- _Required task_: Transcribe the material exactly. Images do not belong in the copy.

- _Collected material_:
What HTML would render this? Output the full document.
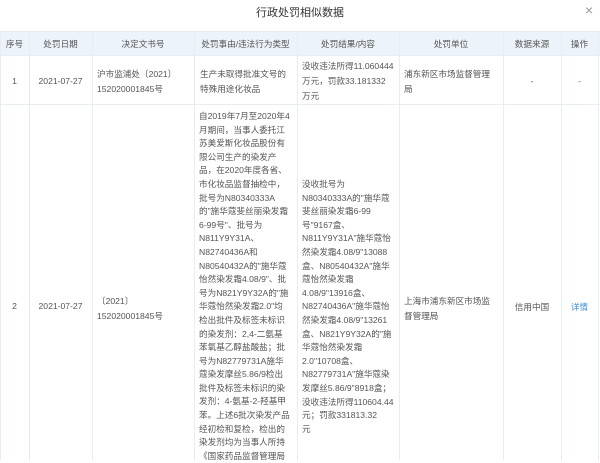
<!DOCTYPE html>
<html><head><meta charset="utf-8"><style>
body{margin:0;width:600px;height:461px;overflow:hidden;background:#fff;font-family:"Liberation Sans","Noto Sans CJK SC",sans-serif;color:#555;font-size:8.6px;position:relative}
.a{position:absolute;white-space:nowrap}
.v{position:absolute;top:31px;bottom:0;width:1px;background:#e8edf2}
.h{position:absolute;left:0;width:600px;height:1px;background:#e8edf2}
.lh{line-height:13.6px}
.l1{line-height:15px}
.c{text-align:center}
</style></head><body>
<div class="a" style="left:0;width:600px;top:4px;text-align:center;font-size:11px;color:#333">行政处罚相似数据</div>
<div class="a" style="left:585px;top:2px;font-size:14px;color:#999">×</div>
<div style="position:absolute;left:0;top:31px;width:600px;height:24px;background:#edf3fa"></div>
<div class="h" style="top:31px"></div><div class="h" style="top:55px"></div><div class="h" style="top:104px"></div>
<div class="v" style="left:0"></div><div class="v" style="left:29px"></div><div class="v" style="left:92px"></div><div class="v" style="left:194px"></div><div class="v" style="left:297px"></div><div class="v" style="left:399px"></div><div class="v" style="left:503px"></div><div class="v" style="left:561px"></div><div class="v" style="left:598px"></div>
<div class="a c" style="top:38px;left:0;width:29px">序号</div>
<div class="a c" style="top:38px;left:29px;width:63px">处罚日期</div>
<div class="a c" style="top:38px;left:92px;width:102px">决定文书号</div>
<div class="a c" style="top:38px;left:194px;width:103px">处罚事由/违法行为类型</div>
<div class="a c" style="top:38px;left:297px;width:102px">处罚结果/内容</div>
<div class="a c" style="top:38px;left:399px;width:104px">处罚单位</div>
<div class="a c" style="top:38px;left:503px;width:58px">数据来源</div>
<div class="a c" style="top:38px;left:561px;width:37px">操作</div>

<div class="a c" style="top:76px;left:0;width:29px">1</div>
<div class="a c" style="top:76px;left:29px;width:63px">2021-07-27</div>
<div class="a l1" style="top:67px;left:97px">沪市监浦处〔2021〕<br>152020001845号</div>
<div class="a l1" style="top:67px;left:200px">生产未取得批准文号的<br>特殊用途化妆品</div>
<div class="a l1" style="top:59px;left:302px">没收违法所得11.060444<br>万元，罚款33.181332<br>万元</div>
<div class="a l1" style="top:67px;left:404px">浦东新区市场监督管理<br>局</div>
<div class="a c" style="top:76px;left:503px;width:58px">-</div>
<div class="a c" style="top:76px;left:561px;width:37px">-</div>

<div class="a c" style="top:301px;left:0;width:29px">2</div>
<div class="a c" style="top:301px;left:29px;width:63px">2021-07-27</div>
<div class="a l1" style="top:294px;left:97px">〔2021〕<br>152020001845号</div>
<div class="a lh" style="top:110px;left:199px">自2019年7月至2020年4<br>月期间，当事人委托江<br>苏美爱斯化妆品股份有<br>限公司生产的染发产<br>品，在2020年度各省、<br>市化妆品监督抽检中，<br>批号为N80340333A<br>的"施华蔻斐丝丽染发霜<br>6-99号"、批号为<br>N811Y9Y31A、<br>N82740436A和<br>N80540432A的"施华蔻<br>怡然染发霜4.08/9"、批<br>号为N821Y9Y32A的"施<br>华蔻怡然染发霜2.0"均<br>检出批件及标签未标识<br>的染发剂：2,4-二氨基<br>苯氧基乙醇盐酸盐；批<br>号为N82779731A施华<br>蔻染发摩丝5.86/9检出<br>批件及标签未标识的染<br>发剂：4-氨基-2-羟基甲<br>苯。上述6批次染发产品<br>经初检和复检，检出的<br>染发剂均为当事人所持<br>《国家药品监督管理局</div>
<div class="a lh" style="top:178px;left:302px">没收批号为<br>N80340333A的"施华蔻<br>斐丝丽染发霜6-99<br>号"9167盒、<br>N811Y9Y31A"施华蔻怡<br>然染发霜4.08/9"13088<br>盒、N80540432A"施华<br>蔻怡然染发霜<br>4.08/9"13916盒、<br>N82740436A"施华蔻怡<br>然染发霜4.08/9"13261<br>盒、N821Y9Y32A的"施<br>华蔻怡然染发霜<br>2.0"10708盒、<br>N82779731A"施华蔻染<br>发摩丝5.86/9"8918盒；<br>没收违法所得110604.44<br>元；罚款331813.32<br>元</div>
<div class="a l1" style="top:294px;left:404px">上海市浦东新区市场监<br>督管理局</div>
<div class="a c" style="top:301px;left:503px;width:58px">信用中国</div>
<div class="a c" style="top:301px;left:561px;width:37px;color:#3f8fdc">详情</div>
</body></html>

- _Output below_:
What HTML would render this? Output the full document.
<!DOCTYPE html>
<html><head><meta charset="utf-8"><style>
body{margin:0;width:600px;height:461px;overflow:hidden;background:#fff;font-family:"Liberation Sans","Noto Sans CJK SC",sans-serif;color:#555;font-size:8.6px;position:relative}
.a{position:absolute;white-space:nowrap}
.v{position:absolute;top:31px;bottom:0;width:1px;background:#e8edf2}
.h{position:absolute;left:0;width:600px;height:1px;background:#e8edf2}
.lh{line-height:13.6px}
.l1{line-height:15px}
.c{text-align:center}
</style></head><body>
<div class="a" style="left:0;width:600px;top:4px;text-align:center;font-size:11px;color:#333">行政处罚相似数据</div>
<div class="a" style="left:585px;top:2px;font-size:14px;color:#999">×</div>
<div style="position:absolute;left:0;top:31px;width:600px;height:24px;background:#edf3fa"></div>
<div class="h" style="top:31px"></div><div class="h" style="top:55px"></div><div class="h" style="top:104px"></div>
<div class="v" style="left:0"></div><div class="v" style="left:29px"></div><div class="v" style="left:92px"></div><div class="v" style="left:194px"></div><div class="v" style="left:297px"></div><div class="v" style="left:399px"></div><div class="v" style="left:503px"></div><div class="v" style="left:561px"></div><div class="v" style="left:598px"></div>
<div class="a c" style="top:38px;left:0;width:29px">序号</div>
<div class="a c" style="top:38px;left:29px;width:63px">处罚日期</div>
<div class="a c" style="top:38px;left:92px;width:102px">决定文书号</div>
<div class="a c" style="top:38px;left:194px;width:103px">处罚事由/违法行为类型</div>
<div class="a c" style="top:38px;left:297px;width:102px">处罚结果/内容</div>
<div class="a c" style="top:38px;left:399px;width:104px">处罚单位</div>
<div class="a c" style="top:38px;left:503px;width:58px">数据来源</div>
<div class="a c" style="top:38px;left:561px;width:37px">操作</div>

<div class="a c" style="top:76px;left:0;width:29px">1</div>
<div class="a c" style="top:76px;left:29px;width:63px">2021-07-27</div>
<div class="a l1" style="top:67px;left:97px">沪市监浦处〔2021〕<br>152020001845号</div>
<div class="a l1" style="top:67px;left:200px">生产未取得批准文号的<br>特殊用途化妆品</div>
<div class="a l1" style="top:59px;left:302px">没收违法所得11.060444<br>万元，罚款33.181332<br>万元</div>
<div class="a l1" style="top:67px;left:404px">浦东新区市场监督管理<br>局</div>
<div class="a c" style="top:76px;left:503px;width:58px">-</div>
<div class="a c" style="top:76px;left:561px;width:37px">-</div>

<div class="a c" style="top:301px;left:0;width:29px">2</div>
<div class="a c" style="top:301px;left:29px;width:63px">2021-07-27</div>
<div class="a l1" style="top:294px;left:97px">〔2021〕<br>152020001845号</div>
<div class="a lh" style="top:110px;left:199px">自2019年7月至2020年4<br>月期间，当事人委托江<br>苏美爱斯化妆品股份有<br>限公司生产的染发产<br>品，在2020年度各省、<br>市化妆品监督抽检中，<br>批号为N80340333A<br>的"施华蔻斐丝丽染发霜<br>6-99号"、批号为<br>N811Y9Y31A、<br>N82740436A和<br>N80540432A的"施华蔻<br>怡然染发霜4.08/9"、批<br>号为N821Y9Y32A的"施<br>华蔻怡然染发霜2.0"均<br>检出批件及标签未标识<br>的染发剂：2,4-二氨基<br>苯氧基乙醇盐酸盐；批<br>号为N82779731A施华<br>蔻染发摩丝5.86/9检出<br>批件及标签未标识的染<br>发剂：4-氨基-2-羟基甲<br>苯。上述6批次染发产品<br>经初检和复检，检出的<br>染发剂均为当事人所持<br>《国家药品监督管理局</div>
<div class="a lh" style="top:178px;left:302px">没收批号为<br>N80340333A的"施华蔻<br>斐丝丽染发霜6-99<br>号"9167盒、<br>N811Y9Y31A"施华蔻怡<br>然染发霜4.08/9"13088<br>盒、N80540432A"施华<br>蔻怡然染发霜<br>4.08/9"13916盒、<br>N82740436A"施华蔻怡<br>然染发霜4.08/9"13261<br>盒、N821Y9Y32A的"施<br>华蔻怡然染发霜<br>2.0"10708盒、<br>N82779731A"施华蔻染<br>发摩丝5.86/9"8918盒；<br>没收违法所得110604.44<br>元；罚款331813.32<br>元</div>
<div class="a l1" style="top:294px;left:404px">上海市浦东新区市场监<br>督管理局</div>
<div class="a c" style="top:301px;left:503px;width:58px">信用中国</div>
<div class="a c" style="top:301px;left:561px;width:37px;color:#3f8fdc">详情</div>
</body></html>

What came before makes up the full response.